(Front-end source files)

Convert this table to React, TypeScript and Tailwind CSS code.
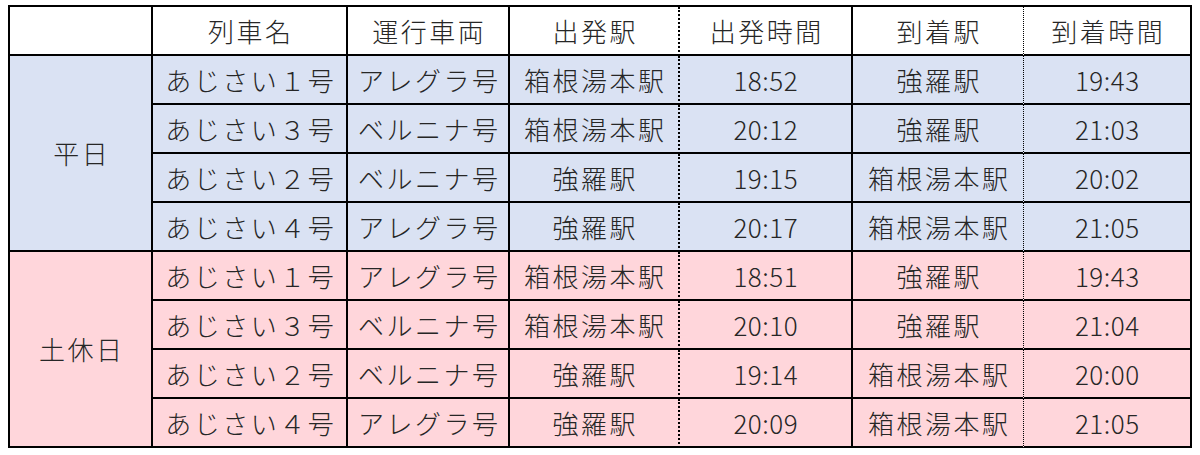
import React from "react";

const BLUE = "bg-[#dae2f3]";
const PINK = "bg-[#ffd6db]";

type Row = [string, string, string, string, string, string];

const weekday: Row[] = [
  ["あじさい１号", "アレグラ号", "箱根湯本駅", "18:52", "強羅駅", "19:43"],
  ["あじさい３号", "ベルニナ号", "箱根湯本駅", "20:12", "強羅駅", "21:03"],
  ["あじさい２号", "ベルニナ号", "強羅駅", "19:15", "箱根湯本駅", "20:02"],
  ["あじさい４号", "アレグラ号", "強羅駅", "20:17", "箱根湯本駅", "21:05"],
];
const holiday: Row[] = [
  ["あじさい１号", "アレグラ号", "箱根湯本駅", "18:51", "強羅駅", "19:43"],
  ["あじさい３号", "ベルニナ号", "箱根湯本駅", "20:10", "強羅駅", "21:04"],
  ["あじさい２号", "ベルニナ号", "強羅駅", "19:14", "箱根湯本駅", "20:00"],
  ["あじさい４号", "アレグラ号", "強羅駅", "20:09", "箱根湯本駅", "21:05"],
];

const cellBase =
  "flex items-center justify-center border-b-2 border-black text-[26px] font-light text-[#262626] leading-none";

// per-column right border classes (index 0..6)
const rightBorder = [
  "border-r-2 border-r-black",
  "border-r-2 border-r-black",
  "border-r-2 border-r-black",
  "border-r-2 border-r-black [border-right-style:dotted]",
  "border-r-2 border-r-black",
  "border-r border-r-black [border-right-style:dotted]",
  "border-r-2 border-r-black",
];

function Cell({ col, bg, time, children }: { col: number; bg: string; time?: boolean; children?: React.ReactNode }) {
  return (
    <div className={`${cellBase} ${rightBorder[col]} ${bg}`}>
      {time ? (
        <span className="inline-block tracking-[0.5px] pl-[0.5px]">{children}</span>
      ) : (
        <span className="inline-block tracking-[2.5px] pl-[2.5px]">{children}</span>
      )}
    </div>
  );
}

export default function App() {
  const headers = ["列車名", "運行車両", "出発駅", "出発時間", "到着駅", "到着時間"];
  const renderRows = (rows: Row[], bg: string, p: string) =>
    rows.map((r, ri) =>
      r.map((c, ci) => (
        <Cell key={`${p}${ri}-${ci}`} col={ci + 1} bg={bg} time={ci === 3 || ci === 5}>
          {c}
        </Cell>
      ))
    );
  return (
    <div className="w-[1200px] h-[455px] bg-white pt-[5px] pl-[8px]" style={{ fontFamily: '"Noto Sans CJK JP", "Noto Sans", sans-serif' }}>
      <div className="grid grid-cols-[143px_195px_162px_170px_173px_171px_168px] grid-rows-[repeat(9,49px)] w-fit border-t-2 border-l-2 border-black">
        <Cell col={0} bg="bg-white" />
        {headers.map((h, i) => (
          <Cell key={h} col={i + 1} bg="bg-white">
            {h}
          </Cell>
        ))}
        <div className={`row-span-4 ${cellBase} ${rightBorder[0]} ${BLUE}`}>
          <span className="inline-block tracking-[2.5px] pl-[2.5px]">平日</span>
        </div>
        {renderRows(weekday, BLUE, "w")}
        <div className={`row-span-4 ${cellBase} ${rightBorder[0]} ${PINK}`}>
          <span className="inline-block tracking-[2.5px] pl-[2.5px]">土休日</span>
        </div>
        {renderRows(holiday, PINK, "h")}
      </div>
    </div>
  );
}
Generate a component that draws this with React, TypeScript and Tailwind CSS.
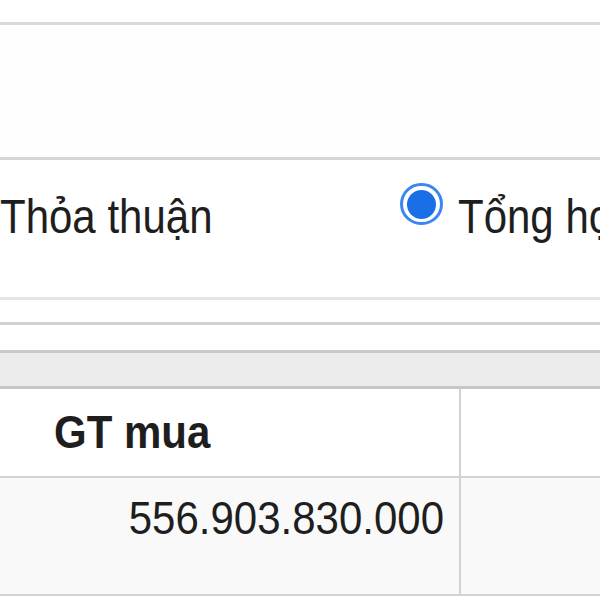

*WHAT NEEDS TO BE DONE*
Report how many lines in these entries contain "TypeScript". Answer with the number only.

*TASK ANSWER*
2